1. What are the 5 types of optimization?

The five types of optimization in Spark are query optimization, memory optimization, data processing optimization, resource management, and shuffle optimization.

2. How to speed up Spark write?

To speed up Spark writes, use optimized file formats like Parquet, reduce partitions, and avoid unnecessary shuffles during the write process.

3. How does Spark Core optimize its workflows?

Spark Core optimizes workflows through intelligent scheduling, task parallelization, and by leveraging in-memory computation for faster data processing.

4. What is tungsten optimization in Spark?

Tungsten optimization in Spark focuses on low-level optimizations such as memory management, CPU efficiency, and improved code generation for faster execution.

5. What are the metrics of Spark performance?

Spark performance metrics include job execution time, task duration, memory usage, shuffle read/write times, and the number of stages executed.

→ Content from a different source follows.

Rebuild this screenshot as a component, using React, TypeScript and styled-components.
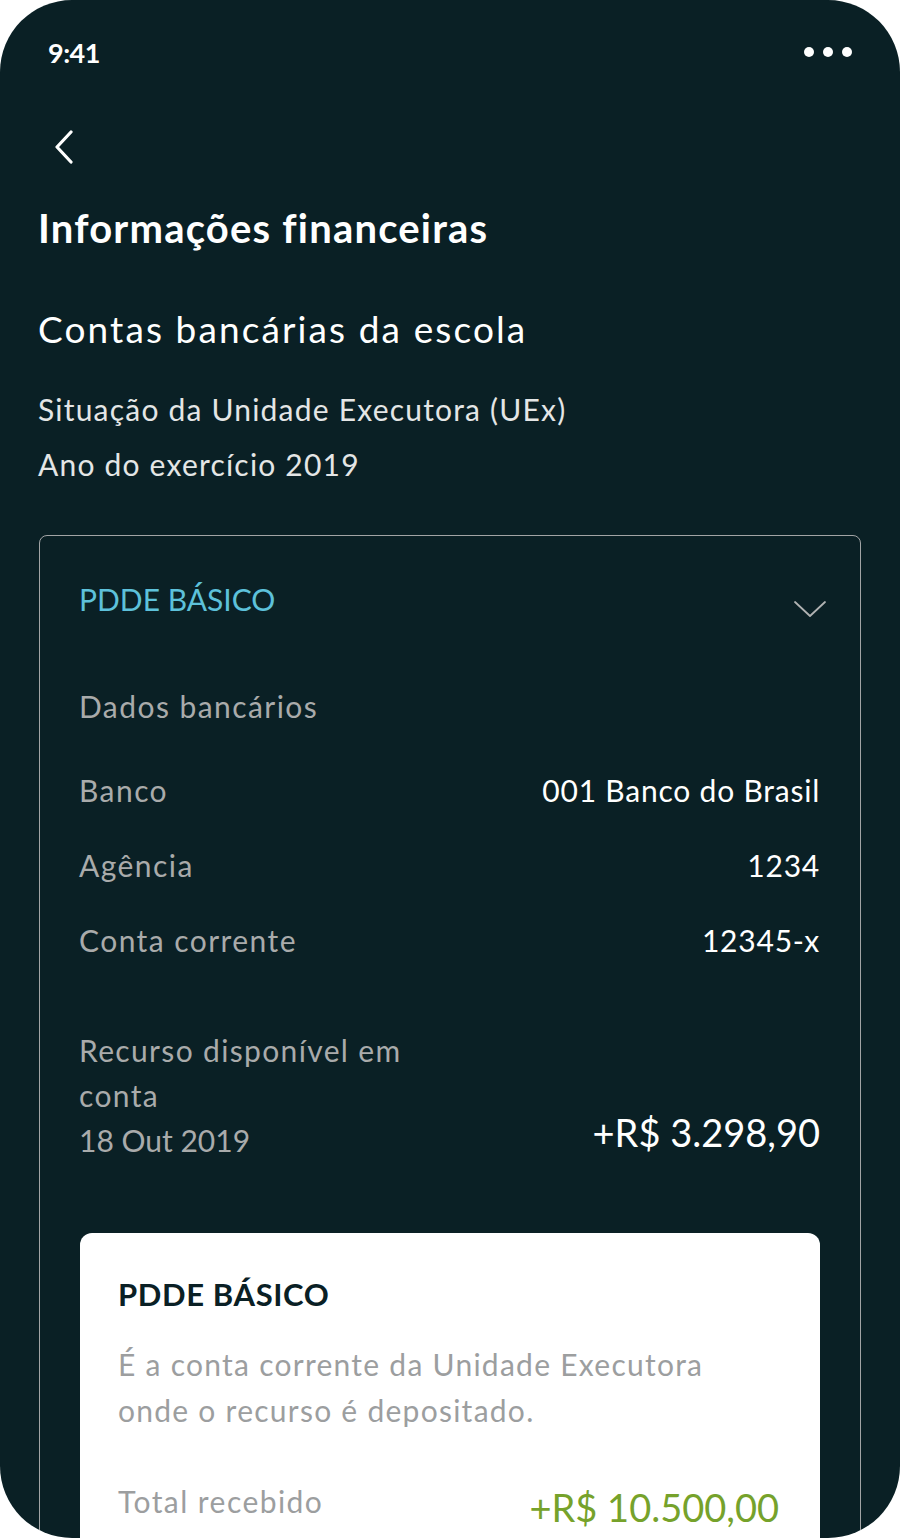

6. How do we handle data skewness in Spark?

Data skewness in Spark can be handled by repartitioning, salting keys, and using broadcast joins to balance the load across workers.

7. What is a catalyst optimizer in Spark?

The Catalyst optimizer in Spark is a query optimization framework that applies rule-based and cost-based optimization to enhance SQL query performance.

8. How to reduce data shuffling in Spark?

Reduce data shuffling in Spark by partitioning data effectively, using narrow transformations, and avoiding wide transformations that require shuffling.

9. How to optimize PySpark code?

Optimize PySpark code by avoiding expensive operations, caching data, using proper partitioning, and leveraging built-in Spark functions over user-defined functions.

10. What are optimization algorithms?

Optimization algorithms are techniques used to find the best solution for a problem by minimizing or maximizing an objective function, such as improving processing speed.

11. Is Spark more optimized than MapReduce?

Yes, Spark is more optimized than MapReduce due to its in-memory processing capabilities, reduced disk I/O, and better fault tolerance.